Boxing began as an exhausting and brutal spectacle. In ancient Greece, two men would sit face to face with their fists wrapped in strips of leather. They would hit each other until one of them fell to the ground unconscious--or dead. Roman fighters wore cestuses (leather straps plated with metal) to shorten the length of the bouts. Shortly before the birth of Christ, Romans prohibited boxing, because the sport had become so savage.
Boxing disappeared until the late 1600s, when it surfaced again in England. Modern boxing was introduced there in the early 1700s, with bare-knuckle fighting that continued without respite until one fighter could not continue. Boxing was made a bit less savage in 1743, when the London Prize Ring Rules were enacted. The bouts were still continuous, but a fight ended when one competitor was knocked down and could not get up within 30 seconds.

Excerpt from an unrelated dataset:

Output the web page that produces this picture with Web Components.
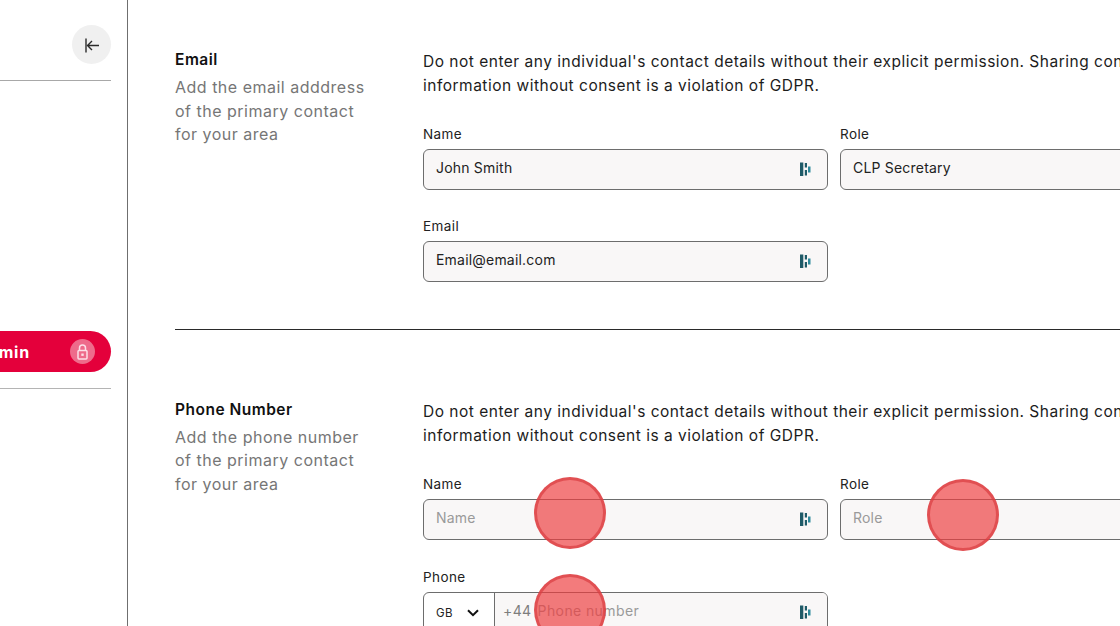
<!DOCTYPE html>
<html lang="en">
<head>
<meta charset="utf-8">
<title>Contact settings</title>
<style>
    html, body { margin: 0; height: 100%; overflow: hidden; background: #fff; }
    body { font-family: "Inter", "Open Sans", sans-serif; color: #1c1c1c; }
    #page { display: flex; width: 1120px; height: 626px; overflow: hidden; position: relative; }
</style>
</head>
<body>
<div id="page">
    <side-bar></side-bar>
    <main-panel>
        <form-section title="Email" desc="Add the email adddress of the primary contact for your area">
            <form-field label="Name" value="John Smith"></form-field>
            <form-field label="Role" value="CLP Secretary"></form-field>
            <form-field label="Email" value="Email@email.com"></form-field>
        </form-section>
        <section-rule></section-rule>
        <form-section style="--row-gap: 29px" title="Phone Number" desc="Add the phone number of the primary contact for your area">
            <form-field label="Name" placeholder="Name"></form-field>
            <form-field label="Role" placeholder="Role"></form-field>
            <phone-field label="Phone" placeholder="Phone number"></phone-field>
        </form-section>
    </main-panel>
    <click-dot style="left:534px;top:477px"></click-dot>
    <click-dot style="left:927px;top:479px"></click-dot>
    <click-dot style="left:534px;top:574px"></click-dot>
</div>

<script>
const FILL_ICON = `
    <svg width="11" height="15" viewBox="0 0 11 15" fill="#1f5b68">
        <rect x="0" y="0.5" width="3.3" height="13.5"/>
        <rect x="4.800" y="1" width="2.200" height="4.500"/>
        <rect x="4.800" y="8" width="2.200" height="5.500"/>
        <rect x="8" y="4.500" width="2.500" height="6" fill="#2f8a9c"/>
    </svg>`;

class SideBar extends HTMLElement {
    connectedCallback() {
        const shadow = this.attachShadow({ mode: "open" });
        shadow.innerHTML = `
            <style>
                :host {
                    display: block;
                    flex: none;
                    width: 300px;
                    margin-left: -172px;
                    box-sizing: border-box;
                    border-right: 1px solid #6f6f6f;
                    padding: 25px 16px 0 0;
                }
                .top {
                    display: flex;
                    justify-content: flex-end;
                    padding-bottom: 16px;
                    border-bottom: 1px solid #a8a8a8;
                }
                .toggle {
                    width: 39px;
                    height: 39px;
                    border-radius: 50%;
                    background: #f0f0f0;
                    display: flex;
                    align-items: center;
                    justify-content: center;
                }
                .admin {
                    margin-top: 250px;
                    height: 41px;
                    border-radius: 0 21px 21px 0;
                    background: #e4003b;
                    color: #fff;
                    font-size: 16px;
                    font-weight: 700;
                    letter-spacing: 0.8px;
                    display: flex;
                    align-items: center;
                    justify-content: flex-end;
                    gap: 40px;
                    padding-right: 16px;
                }
                .lock {
                    width: 25px;
                    height: 25px;
                    border-radius: 50%;
                    background: #ee6b8b;
                    display: flex;
                    align-items: center;
                    justify-content: center;
                }
                .rule {
                    margin-top: 16px;
                    border-bottom: 1px solid #b4b4b4;
                }
            </style>
            <div class="top">
                <div class="toggle">
                    <svg width="16" height="16" viewBox="0 0 16 16" fill="none" stroke="#2a2a2a" stroke-width="1.400">
                        <path d="M2 1.500v14"/>
                        <path d="M15 8.500H3.500M8 4 3.500 8.500 8 13"/>
                    </svg>
                </div>
            </div>
            <div class="admin">
                <span>Admin</span>
                <span class="lock">
                    <svg width="15" height="17" viewBox="0 0 15 17" fill="none" stroke="#fde0e8" stroke-width="1.500">
                        <rect x="3" y="7.500" width="9" height="8.500" rx="1"/>
                        <path d="M4.500 7.500V5a3 3 0 0 1 6 0v2.500"/>
                        <rect x="6.300" y="10.500" width="2.400" height="2.400" fill="#fde0e8" stroke="none"/>
                    </svg>
                </span>
            </div>
            <div class="rule"></div>
        `;
    }
}

class MainPanel extends HTMLElement {
    connectedCallback() {
        const shadow = this.attachShadow({ mode: "open" });
        shadow.innerHTML = `
            <style>
                :host {
                    display: block;
                    flex: none;
                    width: 1118px;
                    box-sizing: border-box;
                    padding: 50px 0 0 47px;
                }
            </style>
            <slot></slot>
        `;
    }
}

class FormSection extends HTMLElement {
    connectedCallback() {
        const shadow = this.attachShadow({ mode: "open" });
        const title = this.getAttribute("title");
        const desc = this.getAttribute("desc");
        shadow.innerHTML = `
            <style>
                :host {
                    display: grid;
                    grid-template-columns: 248px 822px;
                }
                h3 {
                    margin: 0;
                    font-size: 15.500px;
                    line-height: 20px;
                    letter-spacing: 0.500px;
                    font-weight: 600;
                    color: #111;
                }
                .desc {
                    margin: 6px 0 0;
                    width: 195px;
                    font-size: 16px;
                    line-height: 23.500px;
                    letter-spacing: 0.500px;
                    color: #767676;
                }
                .note {
                    margin: 0;
                    font-size: 15.500px;
                    line-height: 24px;
                    letter-spacing: 0.500px;
                    white-space: nowrap;
                    color: #1c1c1c;
                }
                .fields {
                    display: grid;
                    grid-template-columns: 405px 405px;
                    column-gap: 12px;
                    row-gap: var(--row-gap, 28px);
                    margin-top: 27.700px;
                }
            </style>
            <div>
                <h3>${title}</h3>
                <p class="desc">${desc}</p>
            </div>
            <div>
                <p class="note">Do not enter any individual's contact details without their explicit permission. Sharing contact<br>information without consent is a violation of GDPR.</p>
                <div class="fields"><slot></slot></div>
            </div>
        `;
    }
}

class FormField extends HTMLElement {
    connectedCallback() {
        const shadow = this.attachShadow({ mode: "open" });
        const value = this.getAttribute("value");
        const text = value || this.getAttribute("placeholder");
        shadow.innerHTML = `
            <style>
                :host { display: block; }
                label {
                    display: block;
                    font-size: 13.500px;
                    line-height: 17px;
                    letter-spacing: 0.400px;
                    margin-bottom: 6px;
                    color: #222;
                }
                .box {
                    box-sizing: border-box;
                    height: 41px;
                    border: 1px solid #6d6d6d;
                    border-radius: 6px;
                    background: #f9f7f7;
                    display: flex;
                    align-items: center;
                    justify-content: space-between;
                    padding: 0 16px 0 12px;
                    font-size: 14px;
                    letter-spacing: 0.200px;
                    color: ${value ? "#222" : "#9a9a9a"};
                }
                .box span { margin-bottom: 3px; }
                svg { display: block; }
            </style>
            <label>${this.getAttribute("label")}</label>
            <div class="box">
                <span>${text}</span>
                ${FILL_ICON}
            </div>
        `;
    }
}

class PhoneField extends HTMLElement {
    connectedCallback() {
        const shadow = this.attachShadow({ mode: "open" });
        shadow.innerHTML = `
            <style>
                :host { display: block; }
                label {
                    display: block;
                    font-size: 13.500px;
                    line-height: 17px;
                    letter-spacing: 0.400px;
                    margin-bottom: 6px;
                    color: #222;
                }
                .box {
                    box-sizing: border-box;
                    height: 41px;
                    border: 1px solid #6d6d6d;
                    border-radius: 6px;
                    background: #fff;
                    display: flex;
                    align-items: stretch;
                    font-size: 14px;
                    letter-spacing: 0.400px;
                }
                .country {
                    flex: none;
                    width: 71px;
                    box-sizing: border-box;
                    border-right: 1px solid #6d6d6d;
                    display: flex;
                    align-items: center;
                    gap: 14px;
                    padding: 2px 0 0 12px;
                    font-size: 11.500px;
                    color: #222;
                }
                .num {
                    flex: 1;
                    display: flex;
                    align-items: center;
                    justify-content: space-between;
                    padding: 0 16px 0 8px;
                    background: #f9f7f7;
                    border-radius: 0 5px 5px 0;
                    color: #9a9a9a;
                }
                .num > span { margin-bottom: 3px; }
                .prefix { color: #7d7d7d; margin-right: 6px; }
                svg { display: block; }
            </style>
            <label>${this.getAttribute("label")}</label>
            <div class="box">
                <div class="country">
                    <span>GB</span>
                    <svg width="12" height="8" viewBox="0 0 12 8" fill="none" stroke="#111" stroke-width="2">
                        <path d="M1 1.200 6 6.200l5-5"/>
                    </svg>
                </div>
                <div class="num">
                    <span><span class="prefix">+44</span>${this.getAttribute("placeholder")}</span>
                    ${FILL_ICON}
                </div>
            </div>
        `;
    }
}

class SectionRule extends HTMLElement {
    connectedCallback() {
        const shadow = this.attachShadow({ mode: "open" });
        shadow.innerHTML = `
            <style>
                :host {
                    display: block;
                    margin: 47px 0 70.300px;
                    border-top: 1px solid #2a2a2a;
                }
            </style>
        `;
    }
}

// click markers from the screen recording, they sit on top of the form
class ClickDot extends HTMLElement {
    connectedCallback() {
        const shadow = this.attachShadow({ mode: "open" });
        shadow.innerHTML = `
            <style>
                :host {
                    position: absolute;
                    width: 72px;
                    height: 72px;
                    box-sizing: border-box;
                    border-radius: 50%;
                    background: rgba(238, 60, 62, 0.68);
                    border: 3px solid rgba(218, 62, 66, 0.72);
                }
            </style>
        `;
    }
}

customElements.define("side-bar", SideBar);
customElements.define("main-panel", MainPanel);
customElements.define("form-section", FormSection);
customElements.define("form-field", FormField);
customElements.define("phone-field", PhoneField);
customElements.define("section-rule", SectionRule);
customElements.define("click-dot", ClickDot);
</script>
</body>
</html>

In the mid-1850s, British boxers visited the United States and tried to create interest in boxing, but many Americans opposed the bare-knuckle sport, and the last such fight, a 75-round main event, took place in 1889. A British sportsman, the Marquess of Queensberry, introduced new professional tournament rules in which boxers were required to wear gloves and fight three-minute rounds with a one-minute rest period between rounds.
What was called the golden age of U.S. boxing began in 1920 in New York with legislation that permitted public prizefighting and introduced fighters such as Jack Dempsey, Gene Tunney and Joe Louis.
Attendance at boxing matches declined during the '50s with the advent of television. Many fight fans preferred to watch major fights on TV at home rather than watch from a ringside seat.
Interest in the sport was renewed by colorful fighters, particularly the float-like-a-butterfly-sting-like-a-bee Cassius Clay/Muhammad Ali, and a new generation of fighters--Sugar Ray Leonard, Roberto Duran, Thomas Hearns, Marvin Hagler, Mike Tyson--sparked that interest into the '80s.